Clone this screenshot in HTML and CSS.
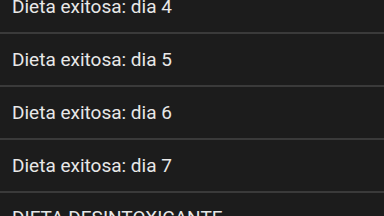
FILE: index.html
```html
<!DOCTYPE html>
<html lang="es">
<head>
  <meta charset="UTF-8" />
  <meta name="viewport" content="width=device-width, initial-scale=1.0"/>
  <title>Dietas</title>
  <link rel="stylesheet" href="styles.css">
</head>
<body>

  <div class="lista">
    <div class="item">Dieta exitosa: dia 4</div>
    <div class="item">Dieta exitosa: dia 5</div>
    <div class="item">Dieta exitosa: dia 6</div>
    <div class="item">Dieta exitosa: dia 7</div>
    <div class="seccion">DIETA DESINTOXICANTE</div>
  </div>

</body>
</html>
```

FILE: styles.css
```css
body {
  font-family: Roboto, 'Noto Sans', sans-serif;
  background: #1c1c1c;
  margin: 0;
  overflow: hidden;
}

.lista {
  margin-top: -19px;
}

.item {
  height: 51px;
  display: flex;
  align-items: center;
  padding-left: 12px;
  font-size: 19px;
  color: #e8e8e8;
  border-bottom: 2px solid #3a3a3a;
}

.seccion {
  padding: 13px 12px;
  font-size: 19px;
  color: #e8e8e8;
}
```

◇ ◇ ◇

Please transcribe the material above exactly as written. Leave the pictures out.

▸ Finished answer
Clone this screenshot in HTML and CSS.
FILE: index.html
```html
<!DOCTYPE html>
<html lang="es">
<head>
  <meta charset="UTF-8" />
  <meta name="viewport" content="width=device-width, initial-scale=1.0"/>
  <title>Dietas</title>
  <link rel="stylesheet" href="styles.css">
</head>
<body>

  <div class="lista">
    <div class="item">Dieta exitosa: dia 4</div>
    <div class="item">Dieta exitosa: dia 5</div>
    <div class="item">Dieta exitosa: dia 6</div>
    <div class="item">Dieta exitosa: dia 7</div>
    <div class="seccion">DIETA DESINTOXICANTE</div>
  </div>

</body>
</html>
```

FILE: styles.css
```css
body {
  font-family: Roboto, 'Noto Sans', sans-serif;
  background: #1c1c1c;
  margin: 0;
  overflow: hidden;
}

.lista {
  margin-top: -19px;
}

.item {
  height: 51px;
  display: flex;
  align-items: center;
  padding-left: 12px;
  font-size: 19px;
  color: #e8e8e8;
  border-bottom: 2px solid #3a3a3a;
}

.seccion {
  padding: 13px 12px;
  font-size: 19px;
  color: #e8e8e8;
}
```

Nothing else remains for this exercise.